In terms of the context, the train is running on a moving ocean. The interior decoration of the train is nostalgic and given bloom effects to emphasize the dreamy scene. As the train moves, the view outside of the windows will transit between many places seamlessly. The landscape skybox is a looping 360 video generated by state space traversal through a StyleGAN2 machine learning model trained using 478 total 360 degree photos taken by the authors at local landscape locations. As the audience walk in the train, turn around, look out of the windows, and explore the spatial sounds grouped by t-SNE using the controller, they find the ever-changing character on the train that acts on her own to leave the train. Everytime she leaves, the scene transitions to the next segment. The previous character that stepped off the train without saying goodbye is replaced by the same character at a different position. The audience is also relocated to a different location of the train, while the sound bubbles are updated.
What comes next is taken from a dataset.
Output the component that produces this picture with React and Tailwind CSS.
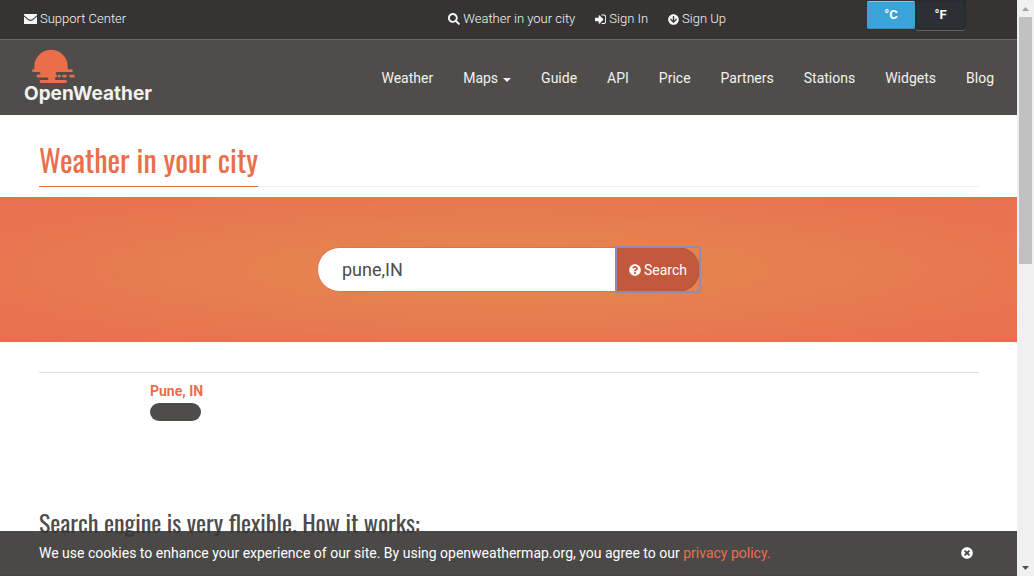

This work is run on Oculus Quest 2 on a loop. The headset should be powered when not in use, through a cable that runs through a hole in the plinth. The controllers are hung on rails drilled into the plinth when not in use. The staff instructs the viewer to put on the headset and simply give them the controllers. The only controls possible are moving around in the space using the joystick and pointing at the sound spheres in the environment. All other buttons have been disabled. To start the first time, the staff runs the program inside Unknown Sources, which has been uploaded to the headset ahead of time. The location of the plinth and power cable is up to the curator, but is preferred to be close to the electrical outlet. The audience may experience the work either standing or sitting. In our experience the motion sickness of this work is minimal due to the lack of jarring movements, so they may enjoy it while standing. Optionally, corded headphones can be connected to the Oculus device if the noise in the environment is too loud. If the headset speakers are turned to maximum, usually headphones are not needed.